Wednesday, May 13, 2009

The Death of Capitalism…

Is occurring much more quickly than I ever would have thought. Uninformed voter anger toward a single group (Wall Street) has been stirred up by the current administration and used as an excuse to dismantle the remaining shreds of competitive advantage and creativity in America.

Do the masses not understand that ‘safety and soundness’ is a ploy to garner support for the de facto nationalization of our financial services institutions?

Should financial institutions have compensation models that outline personal performance rewards for employees based on consideration of risk in equal measure as short-term profits? Of course. Should regulatory authorities be able to outline this objective as guidance? Absolutely. But do we believe that the government is best positioned to step into the workings of a private company and be prescriptive about how to accomplish these goals? This doesn’t feel right under a capitalistic structure.

It is a step toward the demise of capitalism when the government can decide how much an American can make in a particular field. This is a blow against talent attraction. Will the best and brightest want to be in financial services anymore?

And after banking, who’s next? The medical industry is already on the run over the threat of socialized medicine. How will this affect the talent pool of future doctors? If only a small percentage of the population has a particular talent, shouldn’t those people be compensated accordingly? Capitalism rewards scarcity, socialism rewards mediocrity.

And as we strangle the golden goose, let’s wrap ourselves in the warm blanket of isolationism while we’re at it.
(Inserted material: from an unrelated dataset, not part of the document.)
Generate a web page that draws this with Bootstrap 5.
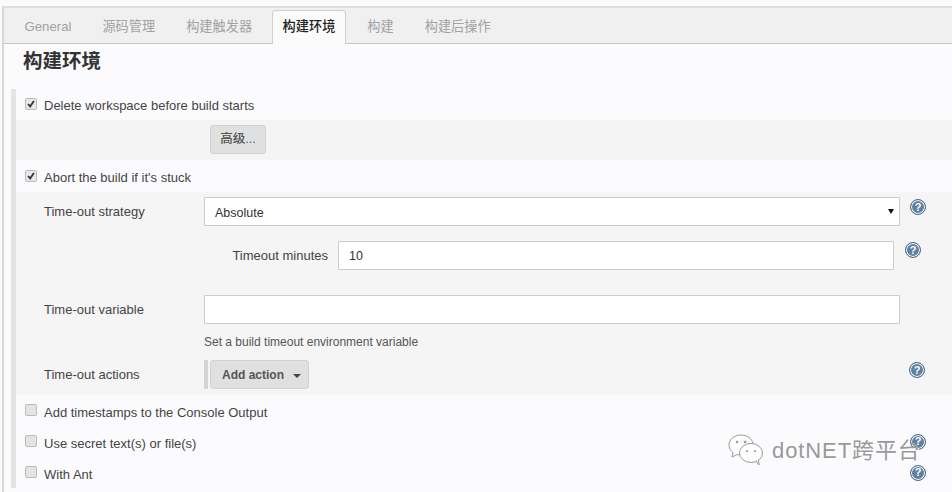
<!DOCTYPE html>
<html lang="zh">
<head>
<meta charset="utf-8">
<title>构建环境</title>
<link href="https://cdn.jsdelivr.net/npm/bootstrap@5.3.0/dist/css/bootstrap.min.css" rel="stylesheet">
<style>
html,body{height:492px;overflow:hidden;margin:0;background:#fafafa}
body{font-family:"Liberation Sans","Noto Sans CJK SC",sans-serif;font-size:13px;color:#444;position:relative}
.shell{margin:6px 0 0 2px;border-top:2px solid #dedede;border-left:2px solid #d8d8d8;height:486px;background:#fbfbfd}
.tabbar{height:36px;background:#f0f0f0;border-bottom:1px solid #c6c6c6;padding-left:5px}
.tabitem{height:36px;display:flex;align-items:center;color:#a2a2a2;font-size:13.2px;padding:1px 15.500px 0;white-space:nowrap}
.tabitem.on{background:#fbfbfb;border:1px solid #d0d0d0;border-bottom:0;border-radius:4px 4px 0 0;color:#222;margin-top:2px;height:34px;font-weight:500;padding:0 10px 2px;margin-left:4px;margin-right:5.500px}
.pagehead{font-size:19.500px;font-weight:700;color:#333;margin:0 0 0 19px;height:45px;line-height:34px}
.sect{margin-left:7px;border-left:5px solid #e4e4e4;height:399px}
.chkrow{display:flex;align-items:center;height:31px;padding:4px 0 0 9px}
.chkrow.firstrow{padding-top:3px}
.chkrow.tall{height:32px}
.form-check-input.chk{width:12px;height:12px;margin:-5px 7px 0 0;flex:none;border:1px solid #bbb;border-radius:2px;background-color:#e4e4e4}
.form-check-input.chk:checked{background-color:#e8e8e8;border-color:#bbb;background-image:url("data:image/svg+xml,%3Csvg xmlns='http://www.w3.org/2000/svg' viewBox='0 0 12 12'%3E%3Cpath d='M2.500 6 5 9 9.500 2.500' fill='none' stroke='%23333' stroke-width='2.200'/%3E%3C/svg%3E");background-size:100%}
.advrow{height:40px;background:#f4f4f5;padding:5px 0 0 194px}
.jbtn{background:#e0e0e0;border:1px solid #d2d2d2;border-radius:3px;color:#555;font-size:12px;font-weight:700;height:29px;line-height:26px;padding:0;text-align:center;display:block}
.advbtn{width:56px;font-weight:500;font-size:12.500px;line-height:27px}
.subblock{background:#f5f5f6;height:203px;padding-top:5px}
.frow{display:flex;align-items:flex-start}
.flabel{width:188px;padding:0 0 0 28px;flex:none;line-height:29px}
.form-control.jfield,.form-select.jfield{height:29px;background-color:#fff;border:1px solid #ccc;border-radius:1px;color:#333;font-size:12.500px;padding:1px 10px 0;flex:none;background-image:none}
.form-select.jfield{padding-top:3px}
.wide{width:696px}
.selwrap{position:relative;flex:none}
.selwrap::after{content:"";position:absolute;right:6px;top:12px;border:3.500px solid transparent;border-top:5px solid #111;border-bottom:0}
.helpdot{width:16px;height:16px;flex:none;display:flex;align-items:center;justify-content:center;border-radius:50%;background:#5f7fa3;border:1px solid #4f6f93;box-shadow:inset 0 0 0 1px #fff;color:#fff;font-size:11px;font-weight:700;line-height:1;margin:2px 0 0 10px}
.helpnext{margin:1px 0 0 11px}
.helprow{margin:-4px 26px 0 auto}
.minlabel{width:322px;padding:0 10px 0 0;text-align:right;line-height:29px;flex:none}
.narrow{width:556px}
.notetext{font-size:12px;color:#555;padding-left:188px;height:20px;line-height:20px;margin-top:8px}
.actbar{width:4px;height:29px;background:#d4d4d4;flex:none;margin-right:2px}
.actbtn{width:99px;padding-left:4px}
.caretmark{display:inline-block;border:4px solid transparent;border-top:4px solid #444;border-bottom:0;margin-left:9px;vertical-align:1px}
.acthelp{margin-left:600px}
.gap-a{margin-top:15px}
.gap-b{margin-top:25px}
.gap-c{margin-top:8px}
.wm{position:absolute;left:727px;top:433px;display:flex;align-items:center;gap:7px;color:#999;font-size:22px;letter-spacing:.9px;white-space:nowrap;text-shadow:1px 1px 0 #fff}
</style>
</head>
<body>
<div class="shell">
  <div class="tabbar d-flex">
    <div class="tabitem">General</div>
    <div class="tabitem">源码管理</div>
    <div class="tabitem">构建触发器</div>
    <div class="tabitem on">构建环境</div>
    <div class="tabitem">构建</div>
    <div class="tabitem">构建后操作</div>
  </div>
  <div class="pagehead">构建环境</div>
  <div class="sect">
    <div class="chkrow firstrow"><input class="form-check-input chk" type="checkbox" checked>Delete workspace before build starts</div>
    <div class="advrow"><button type="button" class="jbtn advbtn">高级...</button></div>
    <div class="chkrow tall"><input class="form-check-input chk" type="checkbox" checked>Abort the build if it's stuck</div>
    <div class="subblock">
      <div class="frow">
        <div class="flabel">Time-out strategy</div>
        <div class="selwrap wide"><select class="form-select jfield"><option>Absolute</option></select></div>
        <span class="helpdot">?</span>
      </div>
      <div class="frow gap-a">
        <div class="minlabel">Timeout minutes</div>
        <input class="form-control jfield narrow" value="10">
        <span class="helpdot helpnext">?</span>
      </div>
      <div class="frow gap-b">
        <div class="flabel">Time-out variable</div>
        <input class="form-control jfield wide">
      </div>
      <div class="notetext">Set a build timeout environment variable</div>
      <div class="frow gap-c">
        <div class="flabel">Time-out actions</div>
        <span class="actbar"></span>
        <button type="button" class="jbtn actbtn">Add action<i class="caretmark"></i></button>
        <span class="helpdot acthelp">?</span>
      </div>
    </div>
    <div class="chkrow"><input class="form-check-input chk" type="checkbox">Add timestamps to the Console Output</div>
    <div class="chkrow"><input class="form-check-input chk" type="checkbox">Use secret text(s) or file(s)<span class="helpdot helprow">?</span></div>
    <div class="chkrow"><input class="form-check-input chk" type="checkbox">With Ant<span class="helpdot helprow">?</span></div>
  </div>
</div>
<div class="wm">
  <svg width="38" height="34" viewBox="0 0 38 34"><path d="M14 2C7 2 2 6.500 2 12c0 3 1.500 5.500 4 7.500L5 24l5-2.500c1 .3 2 .4 3 .4" fill="#fff" stroke="#999" stroke-width="1"/><path d="M14 2c6 0 11 3.500 12 8.500" fill="none" stroke="#999" stroke-width="1"/><ellipse cx="24" cy="20" rx="11.500" ry="9.500" fill="#fff" stroke="#999" stroke-width="1"/><path d="m29 28 3 4-.5-5" fill="#fff" stroke="#999" stroke-width="1"/><circle cx="10" cy="9" r="1.300" fill="#999"/><circle cx="18" cy="9" r="1.300" fill="#999"/><circle cx="20" cy="18" r="1.100" fill="#999"/><circle cx="28" cy="18" r="1.100" fill="#999"/></svg>
  <span>dotNET跨平台</span>
</div>
<script src="https://cdn.jsdelivr.net/npm/bootstrap@5.3.0/dist/js/bootstrap.bundle.min.js"></script>
</body>
</html>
Punitive international tax laws may bring in a few extra dollars in tax revenue, but will destroy the appetite companies have for outsourcing, off-shoring, or conducting business internationally. It will only be a matter of time before other countries respond in kind, driving a stake through the heart of any meaningful recovery.

Smart people have lots of options and the intelligence to know when they’re not wanted. Driving talent out of critical professions and industries through arbitrary government intervention is profoundly shortsighted and tragically devoid of common sense.